(Bloomberg) -- Crude-oil exports from Russia’s main Pacific terminal remain robust as shippers and traders — yet again — work around a fresh batch of curbs from the US, enlisting a new roster of vessels to keep barrels moving.
Between Jan. 30 and Feb. 16, none of the sixteen tankers that loaded ESPO crude from the eastern port of Kozmino was on the US sanctions list, data from Bloomberg and Kpler show, after Washington broadened curbs early last month. Half of them are new to handling the local ESPO grade, data show.
Oil traders are closely tracking Russia’s ability to keep shipping crude to global markets, with direct talks between the Trump administration and Moscow in Saudi Arabia over a potential settlement in Ukraine raising questions over whether sanctions may be loosened. Flows from Iran — another US target — have proved to be similarly resilient, despite renewed threats to clamp down.

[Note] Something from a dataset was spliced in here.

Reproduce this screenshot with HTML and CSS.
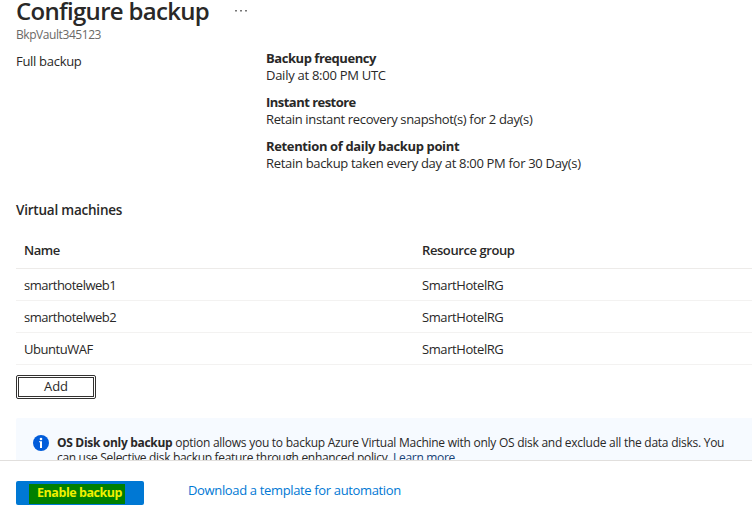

Since late-January, many of the vessels that were new to the ESPO trade sailed under so-called flags of convenience, including Panama, the Cook Islands, Sierra Leone and Djibouti, data show. All but one of the ESPO cargoes were bound for China — popular destinations include Dongying, Huizhou and Dongjiakou. Most of the ships are owned by companies registered in Shanghai, Hong Kong and Seychelles, according to data from Equasis.
Freight rates for the Kozmino-to-Asia route did spike after the latest US sanctions — among the final salvos from the Biden administration — then faded. At present, the fee is about $5 million for the three- to five-day voyage to China, accoding to shipbrokers and a Chinese private refiner. That’s up from $1.5 million before Jan. 10, but down from a peak.